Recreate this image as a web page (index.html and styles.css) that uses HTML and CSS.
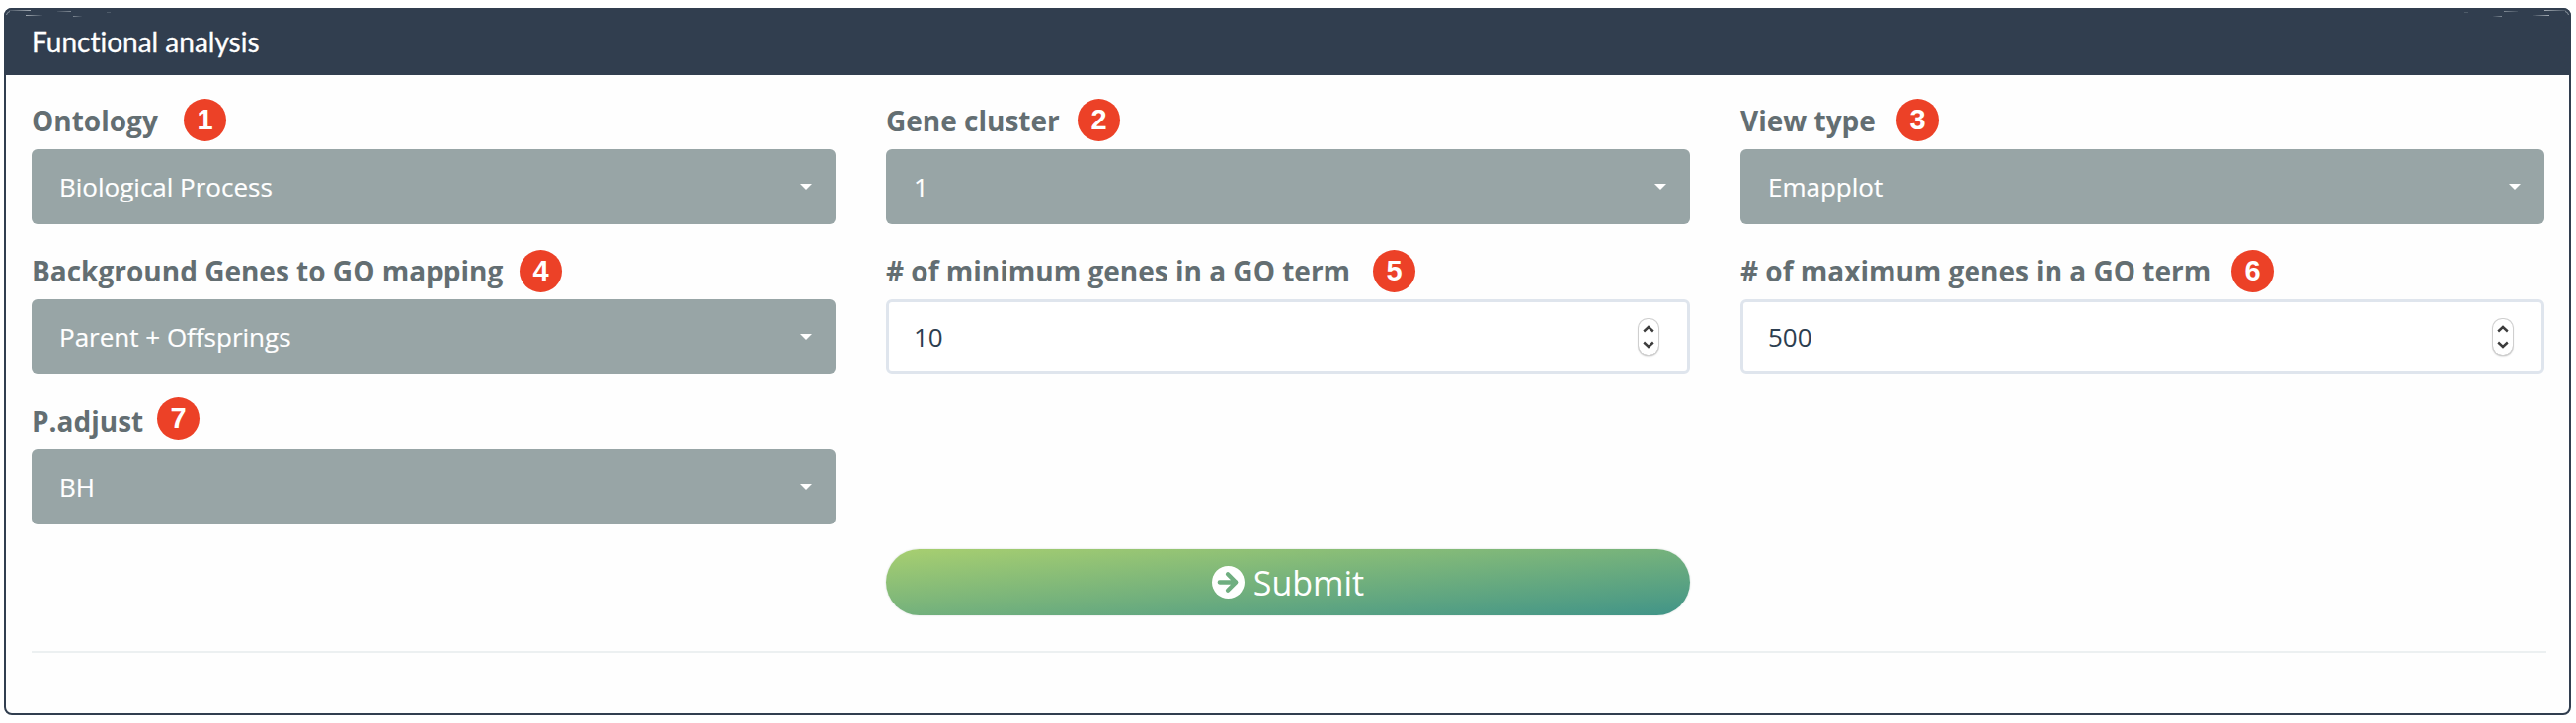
FILE: index.html
```html
<!DOCTYPE html>
<html lang="en">
<head>
<meta charset="utf-8">
<title>Functional analysis</title>
<link rel="stylesheet" href="styles.css">
</head>
<body>
<svg width="0" height="0" class="defs">
  <defs>
    <linearGradient id="fade"><stop offset="0" stop-color="#a3abb3" stop-opacity=".2"/><stop offset="1" stop-color="#a3abb3"/></linearGradient>
    <linearGradient id="fadeout"><stop offset="0" stop-color="#a3abb3"/><stop offset="1" stop-color="#a3abb3" stop-opacity=".1"/></linearGradient>
    <symbol id="glints" viewBox="0 0 130 16">
      <path d="M2.5 7Q3 4 6 3.5" fill="none" stroke="#8b959f"/>
      <rect x="5" y="2" width="22" height="1" fill="url(#fade)"/>
      <rect x="22" y="7" width="17" height="1" fill="url(#fadeout)"/>
      <rect x="54" y="3" width="14" height="1" fill="url(#fade)" opacity=".7"/>
      <rect x="70" y="8" width="9" height="1" fill="url(#fadeout)" opacity=".7"/>
      <rect x="104" y="4" width="4" height="1" fill="#7b8691" opacity=".4"/>
    </symbol>
    <symbol id="stepper" viewBox="0 0 20 36">
      <path d="M5.2 12.5L10 8L14.8 12.5M5.2 23.5L10 28L14.8 23.5" fill="none" stroke="#3d3d3d" stroke-width="2.4"/>
    </symbol>
  </defs>
</svg>
<section class="card">
  <header class="card-header">
    <svg class="glint" width="130" height="16"><use href="#glints"/></svg>
    <svg class="glint glint-right" width="130" height="16"><use href="#glints"/></svg>
    <h1 class="title">Functional analysis</h1>
  </header>
  <form class="card-body">
    <div class="grid">
      <div class="field">
        <div class="label"><span>Ontology</span><b class="badge b1">1</b></div>
        <div class="select"><span>Biological Process</span><i class="caret"></i></div>
      </div>
      <div class="field">
        <div class="label"><span>Gene cluster</span><b class="badge b2">2</b></div>
        <div class="select"><span>1</span><i class="caret"></i></div>
      </div>
      <div class="field">
        <div class="label"><span>View type</span><b class="badge b3">3</b></div>
        <div class="select"><span>Emapplot</span><i class="caret"></i></div>
      </div>
      <div class="field">
        <div class="label"><span>Background Genes to GO mapping</span><b class="badge b4">4</b></div>
        <div class="select"><span>Parent + Offsprings</span><i class="caret"></i></div>
      </div>
      <div class="field">
        <div class="label"><span># of minimum genes in a GO term</span><b class="badge b5">5</b></div>
        <div class="input"><span>10</span><svg class="stepper" width="20" height="36"><use href="#stepper"/></svg></div>
      </div>
      <div class="field">
        <div class="label"><span># of maximum genes in a GO term</span><b class="badge b6">6</b></div>
        <div class="input"><span>500</span><svg class="stepper" width="20" height="36"><use href="#stepper"/></svg></div>
      </div>
      <div class="field">
        <div class="label"><span>P.adjust</span><b class="badge b7">7</b></div>
        <div class="select"><span>BH</span><i class="caret"></i></div>
      </div>
    </div>
    <div class="actions">
      <button type="button" class="submit">
        <svg width="33" height="33" viewBox="0 0 34 34"><circle cx="17" cy="17" r="17" fill="#fff"/><path d="M8 17H25M16.5 8.5L25 17L16.5 25.5" fill="none" stroke="#6fae80" stroke-width="4.4" stroke-linecap="round" stroke-linejoin="round"/></svg>
        <span>Submit</span>
      </button>
    </div>
    <hr class="rule">
  </form>
</section>
</body>
</html>
```
FILE: styles.css
```css
* { box-sizing: border-box; }
body {
  margin: 0;
  padding: 8px 5px 8px 4px;
  background: #fff;
  font-family: "Open Sans", sans-serif;
  font-size: 26px;
}
.defs { position: absolute; }
.card {
  height: 716px;
  border: 2px solid #313e4f;
  border-radius: 8px;
  background: #fefefe;
}
.card-header {
  position: relative;
  display: flex;
  align-items: center;
  height: 68px;
  margin: -2px -2px 0;
  padding-left: 28px;
  border-radius: 8px 8px 0 0;
  background: #313e4f;
}
.glint { position: absolute; top: 0; left: 0; }
.glint-right { left: auto; right: 0; transform: scaleX(-1); }
.title {
  margin: 0;
  color: #fff;
  font-family: Lato, sans-serif;
  font-size: 28px;
  font-weight: 400;
  line-height: 34px;
  font-variant-ligatures: none;
  -webkit-text-stroke: 0.3px #fff;
}
.card-body { padding: 23px 25px 0 26px; }
.grid {
  display: grid;
  grid-template-columns: repeat(3, 1fr);
  column-gap: 51px;
}
.field { height: 152px; }
.label {
  position: relative;
  height: 52px;
  color: #636e72;
  font-size: 28px;
  font-weight: 700;
  line-height: 47px;
  white-space: nowrap;
}
.badge {
  position: absolute;
  top: 1px;
  width: 43px;
  height: 43px;
  border-radius: 50%;
  background: #ec4127;
  color: #fff;
  font: 700 29px/42px "Liberation Sans", sans-serif;
  text-align: center;
}
.b1 { left: 154px; }
.b2 { left: 194px; }
.b3 { left: 158px; }
.b4 { left: 494px; top: 2px; }
.b5 { left: 493px; top: 2px; }
.b6 { left: 497px; top: 2px; }
.b7 { left: 127px; top: -1px; }
.select, .input {
  display: flex;
  align-items: center;
  justify-content: space-between;
  height: 76px;
  padding: 0 24px 1px 28px;
  border-radius: 6px;
}
.select { background: #98a5a6; color: #fff; -webkit-text-stroke: 0.2px #fff; }
.input {
  padding: 0 29px 0 25px;
  border: 3px solid #dfe5ed;
  background: #fff;
  color: #2c3e50;
}
.caret {
  border: 6px solid transparent;
  border-top-color: #fff;
  border-bottom: 0;
}
.stepper {
  border-radius: 9px;
  box-shadow: 0 0 0 1px #cfcfcf, 0 1px 2px #aaa;
}
.actions {
  display: grid;
  grid-template-columns: repeat(3, 1fr);
  column-gap: 51px;
}
.submit {
  grid-column: 2;
  display: flex;
  align-items: center;
  justify-content: center;
  gap: 9px;
  height: 67px;
  margin-top: 1px;
  padding: 0;
  border: 0;
  border-radius: 34px;
  background: linear-gradient(to bottom right, #a8cf70, #419488);
  box-shadow: 0 0 2px #ccd5d0;
  color: #fff;
  font: 400 34px/48px "Open Sans", sans-serif;
}
.rule {
  height: 2px;
  margin: 36px -2px 0 0;
  border: 0;
  background: #ecf0f1;
}
```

▸ Direction: Repeat the full listing above exactly, with no pictures in the copy.

▸ Output of the task:
Recreate this image as a web page (index.html and styles.css) that uses HTML and CSS.
FILE: index.html
```html
<!DOCTYPE html>
<html lang="en">
<head>
<meta charset="utf-8">
<title>Functional analysis</title>
<link rel="stylesheet" href="styles.css">
</head>
<body>
<svg width="0" height="0" class="defs">
  <defs>
    <linearGradient id="fade"><stop offset="0" stop-color="#a3abb3" stop-opacity=".2"/><stop offset="1" stop-color="#a3abb3"/></linearGradient>
    <linearGradient id="fadeout"><stop offset="0" stop-color="#a3abb3"/><stop offset="1" stop-color="#a3abb3" stop-opacity=".1"/></linearGradient>
    <symbol id="glints" viewBox="0 0 130 16">
      <path d="M2.5 7Q3 4 6 3.5" fill="none" stroke="#8b959f"/>
      <rect x="5" y="2" width="22" height="1" fill="url(#fade)"/>
      <rect x="22" y="7" width="17" height="1" fill="url(#fadeout)"/>
      <rect x="54" y="3" width="14" height="1" fill="url(#fade)" opacity=".7"/>
      <rect x="70" y="8" width="9" height="1" fill="url(#fadeout)" opacity=".7"/>
      <rect x="104" y="4" width="4" height="1" fill="#7b8691" opacity=".4"/>
    </symbol>
    <symbol id="stepper" viewBox="0 0 20 36">
      <path d="M5.2 12.5L10 8L14.8 12.5M5.2 23.5L10 28L14.8 23.5" fill="none" stroke="#3d3d3d" stroke-width="2.4"/>
    </symbol>
  </defs>
</svg>
<section class="card">
  <header class="card-header">
    <svg class="glint" width="130" height="16"><use href="#glints"/></svg>
    <svg class="glint glint-right" width="130" height="16"><use href="#glints"/></svg>
    <h1 class="title">Functional analysis</h1>
  </header>
  <form class="card-body">
    <div class="grid">
      <div class="field">
        <div class="label"><span>Ontology</span><b class="badge b1">1</b></div>
        <div class="select"><span>Biological Process</span><i class="caret"></i></div>
      </div>
      <div class="field">
        <div class="label"><span>Gene cluster</span><b class="badge b2">2</b></div>
        <div class="select"><span>1</span><i class="caret"></i></div>
      </div>
      <div class="field">
        <div class="label"><span>View type</span><b class="badge b3">3</b></div>
        <div class="select"><span>Emapplot</span><i class="caret"></i></div>
      </div>
      <div class="field">
        <div class="label"><span>Background Genes to GO mapping</span><b class="badge b4">4</b></div>
        <div class="select"><span>Parent + Offsprings</span><i class="caret"></i></div>
      </div>
      <div class="field">
        <div class="label"><span># of minimum genes in a GO term</span><b class="badge b5">5</b></div>
        <div class="input"><span>10</span><svg class="stepper" width="20" height="36"><use href="#stepper"/></svg></div>
      </div>
      <div class="field">
        <div class="label"><span># of maximum genes in a GO term</span><b class="badge b6">6</b></div>
        <div class="input"><span>500</span><svg class="stepper" width="20" height="36"><use href="#stepper"/></svg></div>
      </div>
      <div class="field">
        <div class="label"><span>P.adjust</span><b class="badge b7">7</b></div>
        <div class="select"><span>BH</span><i class="caret"></i></div>
      </div>
    </div>
    <div class="actions">
      <button type="button" class="submit">
        <svg width="33" height="33" viewBox="0 0 34 34"><circle cx="17" cy="17" r="17" fill="#fff"/><path d="M8 17H25M16.5 8.5L25 17L16.5 25.5" fill="none" stroke="#6fae80" stroke-width="4.4" stroke-linecap="round" stroke-linejoin="round"/></svg>
        <span>Submit</span>
      </button>
    </div>
    <hr class="rule">
  </form>
</section>
</body>
</html>
```
FILE: styles.css
```css
* { box-sizing: border-box; }
body {
  margin: 0;
  padding: 8px 5px 8px 4px;
  background: #fff;
  font-family: "Open Sans", sans-serif;
  font-size: 26px;
}
.defs { position: absolute; }
.card {
  height: 716px;
  border: 2px solid #313e4f;
  border-radius: 8px;
  background: #fefefe;
}
.card-header {
  position: relative;
  display: flex;
  align-items: center;
  height: 68px;
  margin: -2px -2px 0;
  padding-left: 28px;
  border-radius: 8px 8px 0 0;
  background: #313e4f;
}
.glint { position: absolute; top: 0; left: 0; }
.glint-right { left: auto; right: 0; transform: scaleX(-1); }
.title {
  margin: 0;
  color: #fff;
  font-family: Lato, sans-serif;
  font-size: 28px;
  font-weight: 400;
  line-height: 34px;
  font-variant-ligatures: none;
  -webkit-text-stroke: 0.3px #fff;
}
.card-body { padding: 23px 25px 0 26px; }
.grid {
  display: grid;
  grid-template-columns: repeat(3, 1fr);
  column-gap: 51px;
}
.field { height: 152px; }
.label {
  position: relative;
  height: 52px;
  color: #636e72;
  font-size: 28px;
  font-weight: 700;
  line-height: 47px;
  white-space: nowrap;
}
.badge {
  position: absolute;
  top: 1px;
  width: 43px;
  height: 43px;
  border-radius: 50%;
  background: #ec4127;
  color: #fff;
  font: 700 29px/42px "Liberation Sans", sans-serif;
  text-align: center;
}
.b1 { left: 154px; }
.b2 { left: 194px; }
.b3 { left: 158px; }
.b4 { left: 494px; top: 2px; }
.b5 { left: 493px; top: 2px; }
.b6 { left: 497px; top: 2px; }
.b7 { left: 127px; top: -1px; }
.select, .input {
  display: flex;
  align-items: center;
  justify-content: space-between;
  height: 76px;
  padding: 0 24px 1px 28px;
  border-radius: 6px;
}
.select { background: #98a5a6; color: #fff; -webkit-text-stroke: 0.2px #fff; }
.input {
  padding: 0 29px 0 25px;
  border: 3px solid #dfe5ed;
  background: #fff;
  color: #2c3e50;
}
.caret {
  border: 6px solid transparent;
  border-top-color: #fff;
  border-bottom: 0;
}
.stepper {
  border-radius: 9px;
  box-shadow: 0 0 0 1px #cfcfcf, 0 1px 2px #aaa;
}
.actions {
  display: grid;
  grid-template-columns: repeat(3, 1fr);
  column-gap: 51px;
}
.submit {
  grid-column: 2;
  display: flex;
  align-items: center;
  justify-content: center;
  gap: 9px;
  height: 67px;
  margin-top: 1px;
  padding: 0;
  border: 0;
  border-radius: 34px;
  background: linear-gradient(to bottom right, #a8cf70, #419488);
  box-shadow: 0 0 2px #ccd5d0;
  color: #fff;
  font: 400 34px/48px "Open Sans", sans-serif;
}
.rule {
  height: 2px;
  margin: 36px -2px 0 0;
  border: 0;
  background: #ecf0f1;
}
```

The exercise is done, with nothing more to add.